Real GDP for the first quarter of 2016 grew at an annual rate of 0.5 percent, according to the Bureau of Economic Analysis’s first estimate, down from the fourth quarter’s growth rate of 1.4 percent. The first quarter’s slower growth reflected positive contributions from personal consumption expenditures, residential fixed investment and state and local government spending, which was partially offset by negative contributions from nonresidential fixed investment, private inventory investment, exports and federal government spending.
Consumption was the largest contributor to GDP, accounting for 1.3 percent of growth, down from 1.7 percent during the fourth quarter.

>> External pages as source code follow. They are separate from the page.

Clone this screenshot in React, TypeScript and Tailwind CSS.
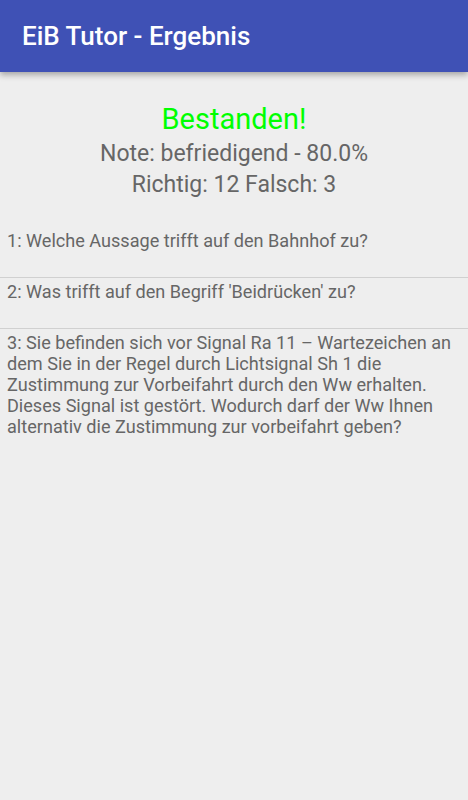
export default function App() {
  const items = [
    "1: Welche Aussage trifft auf den Bahnhof zu?",
    "2: Was trifft auf den Begriff 'Beidrücken' zu?",
    "3: Sie befinden sich vor Signal Ra 11 – Wartezeichen an dem Sie in der Regel durch Lichtsignal Sh 1 die Zustimmung zur Vorbeifahrt durch den Ww erhalten. Dieses Signal ist gestört. Wodurch darf der Ww Ihnen alternativ die Zustimmung zur vorbeifahrt geben?",
  ];

  return (
    <div className="min-h-[800px] w-full bg-[#eeeeee] font-['Roboto',sans-serif]">
      <header className="relative z-10 flex h-[72px] items-center bg-[#3f51b5] px-[22px] shadow-[0_3px_6px_rgba(0,0,0,0.3)]">
        <h1 className="text-[26px] font-medium text-white">EiB Tutor - Ergebnis</h1>
      </header>

      <div className="flex flex-col items-center pt-[28px]">
        <div className="text-[29px] leading-[38px] text-[#00ff00]">Bestanden!</div>
        <div className="text-[23px] leading-[31px] text-[#666666]">Note: befriedigend - 80.0%</div>
        <div className="text-[23px] leading-[31px] text-[#666666]">Richtig: 12 Falsch: 3</div>
      </div>

      <ul className="mt-[27px]">
        {items.map((q, i) => (
          <li
            key={i}
            className={
              i < items.length - 1
                ? "min-h-[51px] border-b border-[#d0d0d0] px-[7px] pt-[3px] text-[18.1px] leading-[21px] text-[#666666]"
                : "min-h-[51px] px-[7px] pt-[3px] text-[18.1px] leading-[21px] text-[#666666]"
            }
          >
            {q}
          </li>
        ))}
      </ul>
    </div>
  );
}
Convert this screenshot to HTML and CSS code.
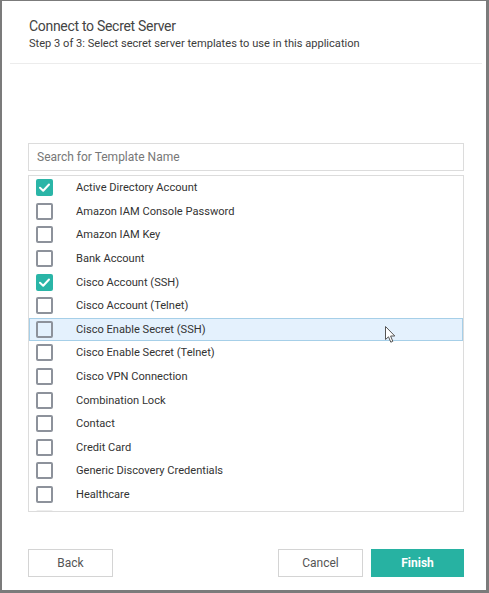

Consumption spending grew by $52.5 billion during the first quarter of 2016, compared to $68.3 billion during the fourth quarter of 2015.
Non-residential fixed investment was a significant drag on GDP, subtracting 0.8 percent from growth. The fall in non-residential investment was partially offset by a $19.4 billion increase in residential fixed investment, which contributed 0.5 percent to GDP.
Inventories subtracted 0.3% from GDP growth in the first quarter, as both farm and nonfarm private inventories declined. Net exports also subtracted 0.3% from GDP growth, as the decline in exports was greater than the decline in imports.
State and local government spending grew during the quarter, contributing 0.3 percent to GDP. This was offset by a decrease in Federal government spending, which was a 0.11 percent drag.